[Records with interface code]
***
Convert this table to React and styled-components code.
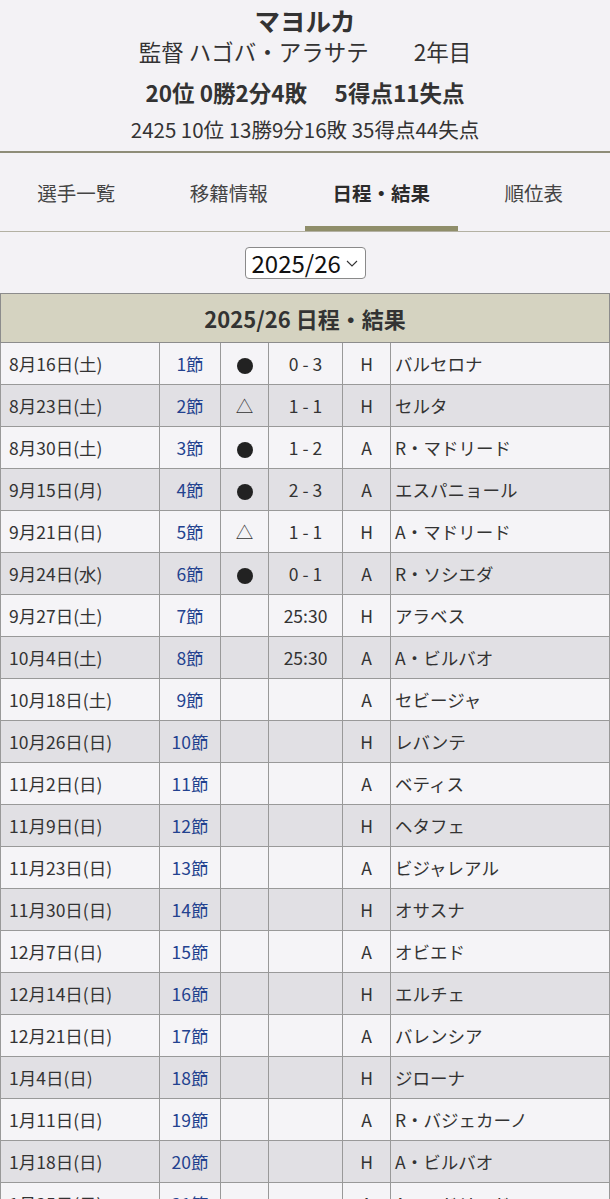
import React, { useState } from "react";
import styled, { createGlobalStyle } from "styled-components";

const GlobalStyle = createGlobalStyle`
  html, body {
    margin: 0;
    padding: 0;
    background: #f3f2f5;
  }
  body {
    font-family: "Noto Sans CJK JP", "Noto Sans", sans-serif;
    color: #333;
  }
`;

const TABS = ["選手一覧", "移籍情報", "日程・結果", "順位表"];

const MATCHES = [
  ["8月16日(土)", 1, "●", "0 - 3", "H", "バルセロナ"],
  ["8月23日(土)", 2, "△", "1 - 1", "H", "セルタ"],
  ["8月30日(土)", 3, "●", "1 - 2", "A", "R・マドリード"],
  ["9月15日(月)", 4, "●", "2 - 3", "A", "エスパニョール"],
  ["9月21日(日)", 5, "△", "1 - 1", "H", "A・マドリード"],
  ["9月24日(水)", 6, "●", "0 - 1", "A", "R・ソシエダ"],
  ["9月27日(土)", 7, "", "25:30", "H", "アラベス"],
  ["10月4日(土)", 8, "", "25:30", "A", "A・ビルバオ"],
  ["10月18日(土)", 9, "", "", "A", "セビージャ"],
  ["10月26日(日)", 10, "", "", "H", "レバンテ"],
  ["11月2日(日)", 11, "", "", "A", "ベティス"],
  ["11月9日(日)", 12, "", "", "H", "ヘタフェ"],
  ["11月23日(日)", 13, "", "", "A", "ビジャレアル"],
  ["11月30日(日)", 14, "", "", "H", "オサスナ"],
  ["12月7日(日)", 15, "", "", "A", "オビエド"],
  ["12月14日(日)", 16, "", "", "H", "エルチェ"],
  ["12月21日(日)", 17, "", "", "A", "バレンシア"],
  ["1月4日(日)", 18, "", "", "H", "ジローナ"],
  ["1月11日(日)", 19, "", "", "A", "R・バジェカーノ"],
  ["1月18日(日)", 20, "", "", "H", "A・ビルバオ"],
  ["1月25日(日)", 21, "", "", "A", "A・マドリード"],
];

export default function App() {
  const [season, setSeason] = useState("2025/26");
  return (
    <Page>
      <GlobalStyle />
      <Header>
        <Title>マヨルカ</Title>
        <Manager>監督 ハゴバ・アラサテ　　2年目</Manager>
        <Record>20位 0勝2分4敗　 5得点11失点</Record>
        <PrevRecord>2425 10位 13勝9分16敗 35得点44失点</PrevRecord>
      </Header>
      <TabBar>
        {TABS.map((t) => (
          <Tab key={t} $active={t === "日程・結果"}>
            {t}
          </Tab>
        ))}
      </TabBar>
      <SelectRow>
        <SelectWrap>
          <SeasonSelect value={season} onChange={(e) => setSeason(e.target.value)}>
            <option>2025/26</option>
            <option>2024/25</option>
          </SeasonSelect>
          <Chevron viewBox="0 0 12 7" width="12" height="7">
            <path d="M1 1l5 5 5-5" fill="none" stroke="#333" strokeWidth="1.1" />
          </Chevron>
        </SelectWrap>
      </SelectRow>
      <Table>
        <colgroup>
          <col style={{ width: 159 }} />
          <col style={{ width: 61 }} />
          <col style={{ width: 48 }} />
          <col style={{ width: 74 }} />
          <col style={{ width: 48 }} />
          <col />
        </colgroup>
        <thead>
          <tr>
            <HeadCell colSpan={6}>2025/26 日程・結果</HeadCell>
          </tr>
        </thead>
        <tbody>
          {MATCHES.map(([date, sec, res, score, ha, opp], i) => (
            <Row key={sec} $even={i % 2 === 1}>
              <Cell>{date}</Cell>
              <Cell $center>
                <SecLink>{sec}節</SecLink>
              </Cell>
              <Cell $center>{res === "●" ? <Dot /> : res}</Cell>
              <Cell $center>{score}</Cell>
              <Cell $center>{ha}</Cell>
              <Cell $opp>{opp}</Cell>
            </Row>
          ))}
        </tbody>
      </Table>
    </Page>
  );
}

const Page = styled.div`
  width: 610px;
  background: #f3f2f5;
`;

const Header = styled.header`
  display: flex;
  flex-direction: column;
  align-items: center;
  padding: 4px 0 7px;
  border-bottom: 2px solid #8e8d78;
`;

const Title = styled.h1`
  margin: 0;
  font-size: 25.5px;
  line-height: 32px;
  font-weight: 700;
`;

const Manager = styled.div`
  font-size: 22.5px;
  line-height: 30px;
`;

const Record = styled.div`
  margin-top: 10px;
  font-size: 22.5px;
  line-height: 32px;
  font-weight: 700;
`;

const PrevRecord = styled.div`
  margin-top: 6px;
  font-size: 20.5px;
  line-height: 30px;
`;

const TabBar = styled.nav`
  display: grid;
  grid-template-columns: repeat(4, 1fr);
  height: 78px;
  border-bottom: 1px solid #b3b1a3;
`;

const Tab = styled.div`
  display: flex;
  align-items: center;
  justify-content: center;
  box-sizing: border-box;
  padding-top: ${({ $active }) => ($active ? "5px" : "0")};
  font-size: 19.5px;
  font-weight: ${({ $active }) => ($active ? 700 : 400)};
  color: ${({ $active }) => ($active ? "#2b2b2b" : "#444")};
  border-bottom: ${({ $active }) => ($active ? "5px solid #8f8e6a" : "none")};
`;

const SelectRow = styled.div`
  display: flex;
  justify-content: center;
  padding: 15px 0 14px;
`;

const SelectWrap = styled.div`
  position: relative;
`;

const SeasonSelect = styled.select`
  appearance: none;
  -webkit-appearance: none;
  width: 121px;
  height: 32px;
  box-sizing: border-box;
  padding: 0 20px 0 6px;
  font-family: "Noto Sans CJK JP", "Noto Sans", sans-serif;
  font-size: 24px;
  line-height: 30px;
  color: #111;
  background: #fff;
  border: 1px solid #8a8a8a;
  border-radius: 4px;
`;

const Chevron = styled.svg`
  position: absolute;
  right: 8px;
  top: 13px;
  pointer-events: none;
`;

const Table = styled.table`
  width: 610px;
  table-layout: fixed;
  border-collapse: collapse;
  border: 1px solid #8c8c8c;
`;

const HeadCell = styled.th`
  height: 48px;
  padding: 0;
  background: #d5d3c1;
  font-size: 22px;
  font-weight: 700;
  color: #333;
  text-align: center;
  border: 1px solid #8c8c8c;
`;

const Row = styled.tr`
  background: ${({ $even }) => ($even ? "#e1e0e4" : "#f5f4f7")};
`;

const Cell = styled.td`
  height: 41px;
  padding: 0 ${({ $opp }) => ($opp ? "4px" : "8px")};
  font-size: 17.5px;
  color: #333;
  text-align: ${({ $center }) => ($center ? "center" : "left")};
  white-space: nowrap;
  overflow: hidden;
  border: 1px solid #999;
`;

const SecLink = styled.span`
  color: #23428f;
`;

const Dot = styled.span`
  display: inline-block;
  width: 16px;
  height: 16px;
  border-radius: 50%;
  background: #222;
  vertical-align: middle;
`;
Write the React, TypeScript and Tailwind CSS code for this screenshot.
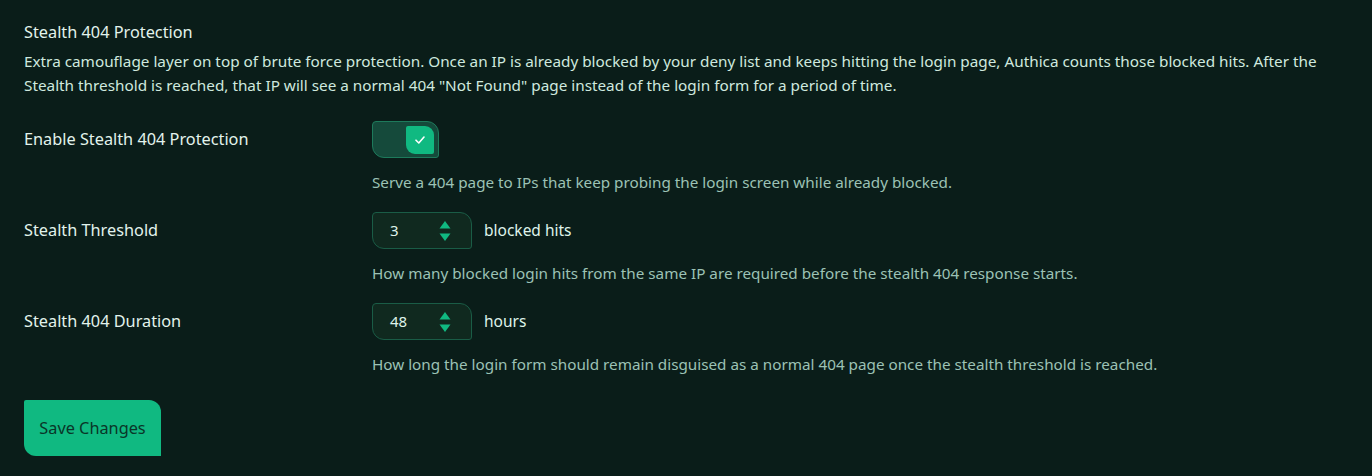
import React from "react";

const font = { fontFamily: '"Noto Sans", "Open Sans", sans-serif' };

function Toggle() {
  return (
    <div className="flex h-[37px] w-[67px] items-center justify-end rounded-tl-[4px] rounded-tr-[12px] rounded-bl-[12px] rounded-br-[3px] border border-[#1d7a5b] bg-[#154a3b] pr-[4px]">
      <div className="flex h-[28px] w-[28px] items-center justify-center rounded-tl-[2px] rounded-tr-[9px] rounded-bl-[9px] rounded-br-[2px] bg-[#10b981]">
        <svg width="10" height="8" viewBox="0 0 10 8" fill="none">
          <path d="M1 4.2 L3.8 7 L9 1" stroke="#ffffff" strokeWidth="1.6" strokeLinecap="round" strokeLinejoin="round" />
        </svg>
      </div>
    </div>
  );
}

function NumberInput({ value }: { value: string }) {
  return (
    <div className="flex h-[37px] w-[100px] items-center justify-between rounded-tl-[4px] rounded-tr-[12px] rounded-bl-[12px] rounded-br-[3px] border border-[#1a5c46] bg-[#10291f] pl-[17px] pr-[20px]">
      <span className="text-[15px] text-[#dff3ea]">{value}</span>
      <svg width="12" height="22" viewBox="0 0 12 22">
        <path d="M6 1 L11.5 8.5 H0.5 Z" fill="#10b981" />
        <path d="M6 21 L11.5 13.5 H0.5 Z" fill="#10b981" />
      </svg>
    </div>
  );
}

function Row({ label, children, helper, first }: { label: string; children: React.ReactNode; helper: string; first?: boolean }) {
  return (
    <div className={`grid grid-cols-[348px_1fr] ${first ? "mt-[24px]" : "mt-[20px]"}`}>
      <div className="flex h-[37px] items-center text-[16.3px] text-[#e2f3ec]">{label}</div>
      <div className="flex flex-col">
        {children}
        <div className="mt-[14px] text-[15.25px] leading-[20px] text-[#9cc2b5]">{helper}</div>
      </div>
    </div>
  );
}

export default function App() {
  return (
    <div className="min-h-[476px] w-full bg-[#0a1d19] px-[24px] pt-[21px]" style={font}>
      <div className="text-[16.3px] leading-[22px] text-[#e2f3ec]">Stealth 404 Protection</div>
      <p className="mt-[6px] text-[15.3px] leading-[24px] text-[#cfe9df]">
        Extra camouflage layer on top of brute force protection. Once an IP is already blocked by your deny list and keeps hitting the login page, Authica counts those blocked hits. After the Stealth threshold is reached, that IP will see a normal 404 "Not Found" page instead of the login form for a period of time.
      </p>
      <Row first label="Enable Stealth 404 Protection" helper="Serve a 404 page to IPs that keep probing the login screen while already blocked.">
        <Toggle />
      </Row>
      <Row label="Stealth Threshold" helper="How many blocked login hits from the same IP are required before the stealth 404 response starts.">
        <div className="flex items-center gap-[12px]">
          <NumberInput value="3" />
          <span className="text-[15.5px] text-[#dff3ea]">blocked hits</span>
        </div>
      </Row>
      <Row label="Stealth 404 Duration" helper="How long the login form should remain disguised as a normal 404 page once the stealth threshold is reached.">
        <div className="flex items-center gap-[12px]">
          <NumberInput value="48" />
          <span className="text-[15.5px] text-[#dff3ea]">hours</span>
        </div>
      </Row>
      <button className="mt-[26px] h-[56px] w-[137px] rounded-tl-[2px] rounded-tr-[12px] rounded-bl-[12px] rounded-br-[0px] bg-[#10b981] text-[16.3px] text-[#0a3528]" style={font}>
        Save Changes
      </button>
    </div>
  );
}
***
*What is expected:*
Search the records above for the string "React". Copy every line that contains it.

*Answer to the problem:*
Convert this table to React and styled-components code.
import React, { useState } from "react";
Write the React, TypeScript and Tailwind CSS code for this screenshot.
import React from "react";
function Row({ label, children, helper, first }: { label: string; children: React.ReactNode; helper: string; first?: boolean }) {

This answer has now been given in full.